Monday, May 28th, 2012 « Untold Arsenal: Arsenal News. Supporting the Lord Wenger; coach of the decade

By Tony Attwood

Would you believe it.   A week or so ago, while I was staying in Antwerp with Walter, we sat down together to look at an article which would outline just how one would go about fixing football matches.  There was no allegation that match fixing was taking place, but rather, if you wanted to do it, this is what you might do.

This morning I wrote the article up and posted it.  Now at lunchtime I discover that all hell has broken loose as the police have moved into the Italian national  team’s training camp ahead of the Euros to let defender Domenico Criscito know he is under investigation for match fixing.

That is the coincidence – but for the rest – it doesn’t look as if the people under investigation were doing what I suggested.  But still it is a strange coincidence.

10 other players, some of them top guys like the captain of  Lazio were put under investigation, along with nine non-players including the manager of Juventus – who had two championships removed after match fixing investigations.  They recently started a campaign to claim those two removed championships back, claiming that they had won them – and actually celebrated doing so when they won the league this past season.

This latest event was a good old-fashioned dawn raid but a lot of it focussed on gambling (especially in the case of Domenico Criscito of Genoa).  And not just a dawn raid, a dawn raid just before the Euros.   This was a surprise, since until now most of the action has focussed on Serie B matches.

Omar Milanetto, the former captain of Genoa was arrested, along with Christian Bertani of Sampdoria,  plus the guys who are said to have paid players to lose games.

For balance (the sort of balance Untold is famed for!) I must report that the Juventus manager’s lawyer said, “Conte’s reaction is that of someone who’s completely innocent and strongly determined to prove his total innocence.”

What is interesting is that the investigation is turning up all sorts of people.  When the last big scandal hit, five clubs (I think) were found guilty and got points deductions.  Now it is as if those not involved last time around are thinking that they are missing out and so have demanded a seat at the crooks’ table.  Siena president Massimo Mezzaroma for example has  been placed under investigation – I don’t remember Siena getting involved last time.

“The searches are connected to what’s happening with Siena,” said Cremona prosecutor Roberto Di Martino. “There are seven, eight games being looked at and there have been statements that make us think they were manipulated.
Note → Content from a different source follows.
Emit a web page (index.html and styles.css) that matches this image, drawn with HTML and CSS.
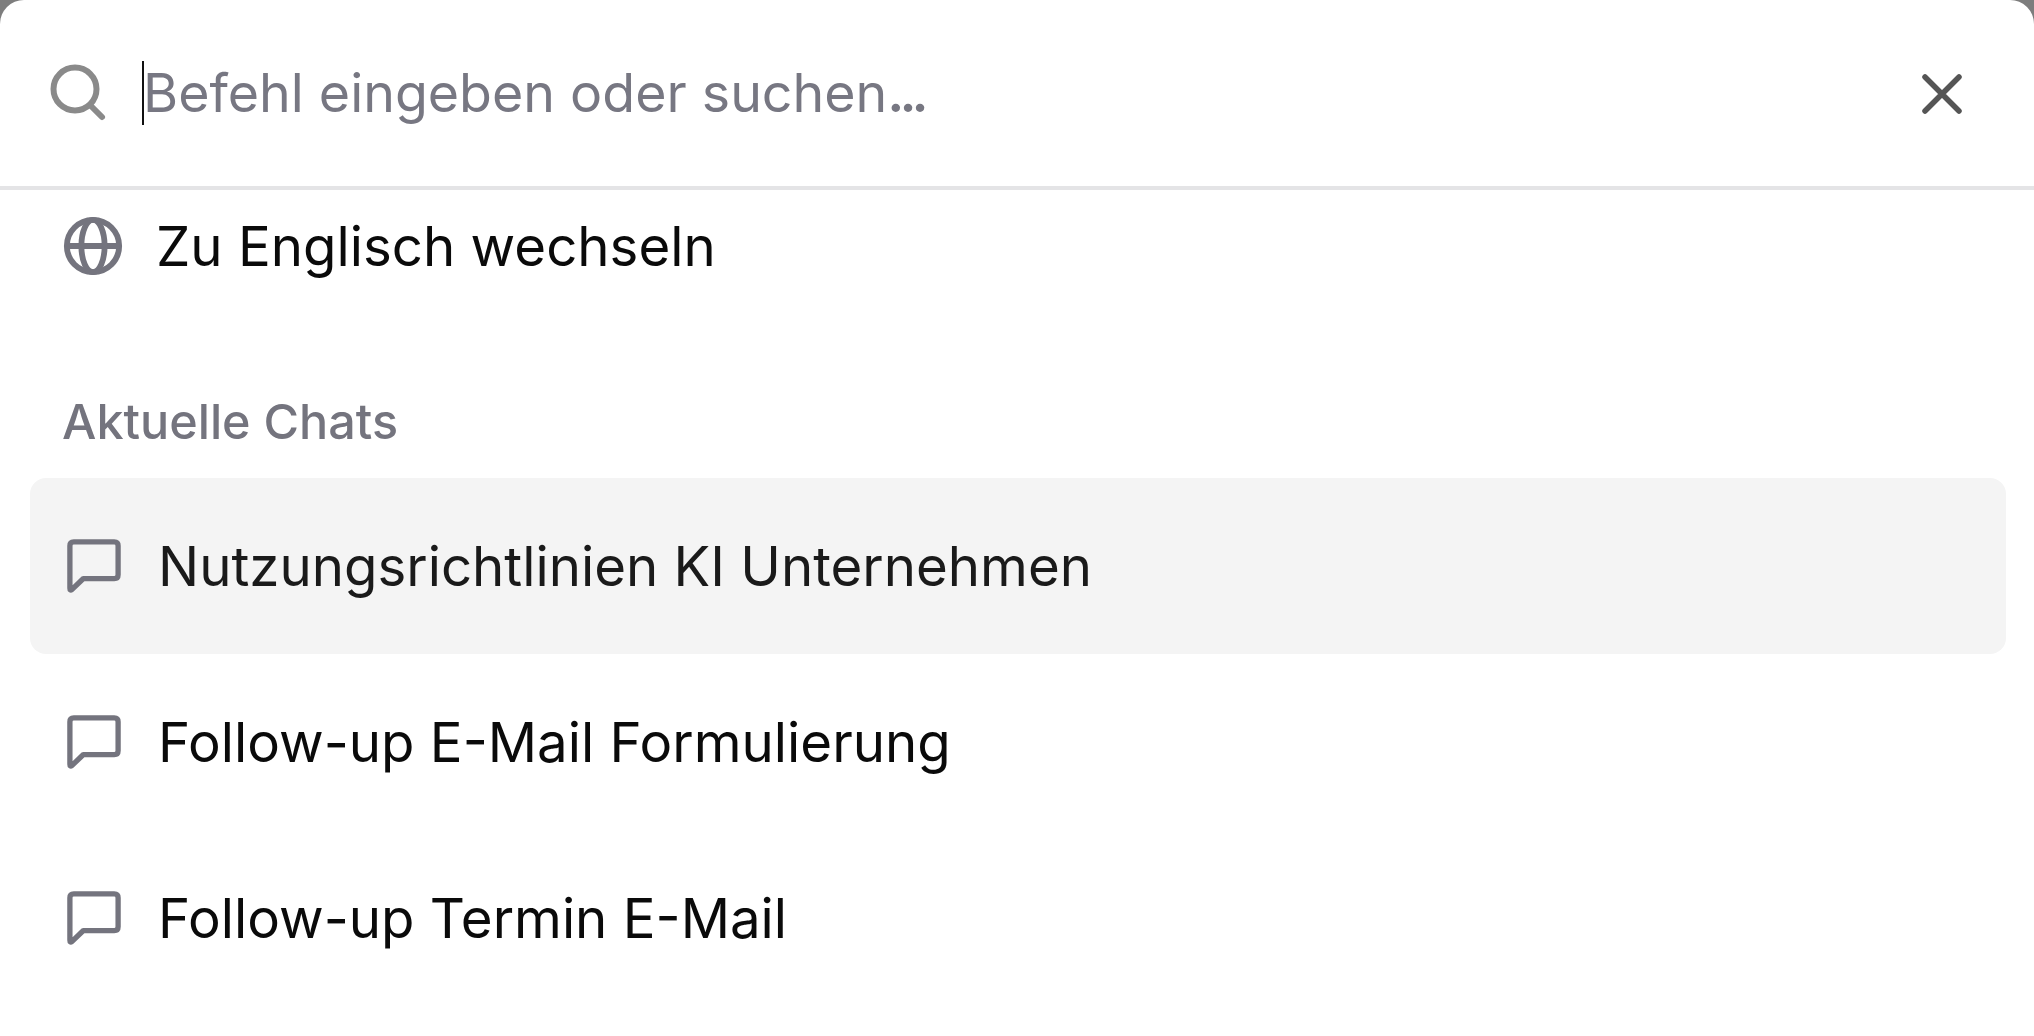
FILE: index.html
```html
<!DOCTYPE html>
<html lang="de">
<head>
<meta charset="utf-8">
<title>Befehlspalette</title>
<link rel="stylesheet" href="styles.css">
</head>
<body>
<div class="palette">
  <header class="search">
    <svg class="search-icon" viewBox="0 0 60 60" fill="none"><circle cx="27" cy="26" r="21.5"/><path d="M43 43 L54 54"/></svg>
    <div class="field"><span class="caret"></span><span class="placeholder">Befehl eingeben oder suchen<span class="dots">...</span></span></div>
    <svg class="close-icon" viewBox="0 0 44 44" fill="none"><path d="M5 5 L39 39 M39 5 L5 39"/></svg>
  </header>
  <main class="list">
    <div class="row row-first">
      <svg class="globe" viewBox="0 0 64 64" fill="none"><circle cx="32" cy="32" r="27"/><path d="M5 32 H59"/><ellipse cx="32" cy="32" rx="12" ry="27"/></svg>
      <span class="label">Zu Englisch wechseln</span>
    </div>
    <h2 class="heading">Aktuelle Chats</h2>
    <div class="row active">
      <svg class="chat" viewBox="0 0 56 56" fill="none"><path d="M3 7 Q3 3 7 3 H49 Q53 3 53 7 V37 Q53 41 49 41 H17 L5 52.500 Q3 54 3 51 Z"/></svg>
      <span class="label">Nutzungsrichtlinien KI Unternehmen</span>
    </div>
    <div class="row">
      <svg class="chat" viewBox="0 0 56 56" fill="none"><path d="M3 7 Q3 3 7 3 H49 Q53 3 53 7 V37 Q53 41 49 41 H17 L5 52.500 Q3 54 3 51 Z"/></svg>
      <span class="label">Follow-up E-Mail Formulierung</span>
    </div>
    <div class="row">
      <svg class="chat" viewBox="0 0 56 56" fill="none"><path d="M3 7 Q3 3 7 3 H49 Q53 3 53 7 V37 Q53 41 49 41 H17 L5 52.500 Q3 54 3 51 Z"/></svg>
      <span class="label">Follow-up Termin E-Mail</span>
    </div>
  </main>
</div>
</body>
</html>
```
FILE: styles.css
```css
* { box-sizing: border-box; }
html, body { margin: 0; height: 100%; }
body { background: #7d7d7d; overflow: hidden; font-family: Inter, "Noto Sans", sans-serif; }
.palette { height: 100%; background: #fff; border-radius: 24px 24px 0 0; display: flex; flex-direction: column; }
.search { height: 190px; flex: none; display: flex; align-items: center; padding: 0 70px 0 48px; border-bottom: 4px solid #e4e4e6; }
.search-icon { width: 60px; height: 60px; flex: none; stroke: #8a8a8a; stroke-width: 6; stroke-linecap: round; }
.field { flex: 1; display: flex; align-items: center; margin-left: 34px; }
.caret { width: 2px; height: 64px; background: #111; flex: none; }
.placeholder { font-size: 53.700px; line-height: 62px; color: #777782; margin: -1px 0 0 -1px; }
.dots { letter-spacing: -5px; font-weight: 600; }
.close-icon { width: 44px; height: 44px; flex: none; stroke: #555; stroke-width: 5.500; stroke-linecap: round; margin-top: 2px; }
.list { padding: 0 28px 0 30px; display: flex; flex-direction: column; }
.row { height: 176px; display: flex; align-items: center; padding-left: 37px; border-radius: 16px; }
.row-first { height: 112px; padding-left: 32px; }
.active { background: #f4f4f4; }
.globe { width: 62px; height: 62px; flex: none; stroke: #74747e; stroke-width: 6; }
.chat { width: 54px; height: 56px; flex: none; stroke: #74747e; stroke-width: 5.500; stroke-linejoin: round; }
.label { font-size: 54.600px; color: #0a0a0a; margin-left: 37px; white-space: nowrap; }
.active .label { color: #1a1a1a; }
.globe + .label { margin-left: 32px; }
.heading { margin: 0; height: 176px; display: flex; align-items: flex-end; padding: 0 0 27px 32px; font-size: 48.500px; font-weight: 500; color: #74747e; }
```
The searches involved players, coaches and directors of the club, including Conte and Mezzaroma.”

There are many in Italy who like to say that such events don’t mean much – just as there are many in England who say that just because Untold can show some oddities in the ways games turn out it doesn’t mean much.  There are even some who suggest that we wouldn’t worry, if Arsenal benefited from match fixingand only complain because we don’t win the league  – a sort of “I’m in the moral gutter and you would join me if you had half the chance” approach which I find both repugnant and bizarre.

But to be fair, this even in Italy is just a notice of investigation, nor a guilty verdict.  However it is a widespread investigation and seems now to include Lazio, Napoli, Sampdoria, Brescia, Bari, Lecce, Palermo, and Genoa.

And here’s a bit more.  La Repubblica reports today that there is a special interest in a meeting from a year ago in Genoa when players met with members of the club’s Ultra movement and a Bosnian criminal, which also implicates the trans-European gang The Gypsies.

Magistrates have been issuing arrest warrants for a year as part of the investigation and the sporting tribunal in Italy is convicting players before they even get to criminal trials.  And at the end of this month a trial will start of 22 clubs, 52 players and 33 matches.

So the long and the short is that this is not 2006 Calciopoli all over again – this is not ref fixing but match-fixing.

The ceaseless work of the referees who report back to Untold on ref decisions in the Premier League show statically that there is something wrong – and thus far it doesn’t look like it is similar to the current round of problems in Italy.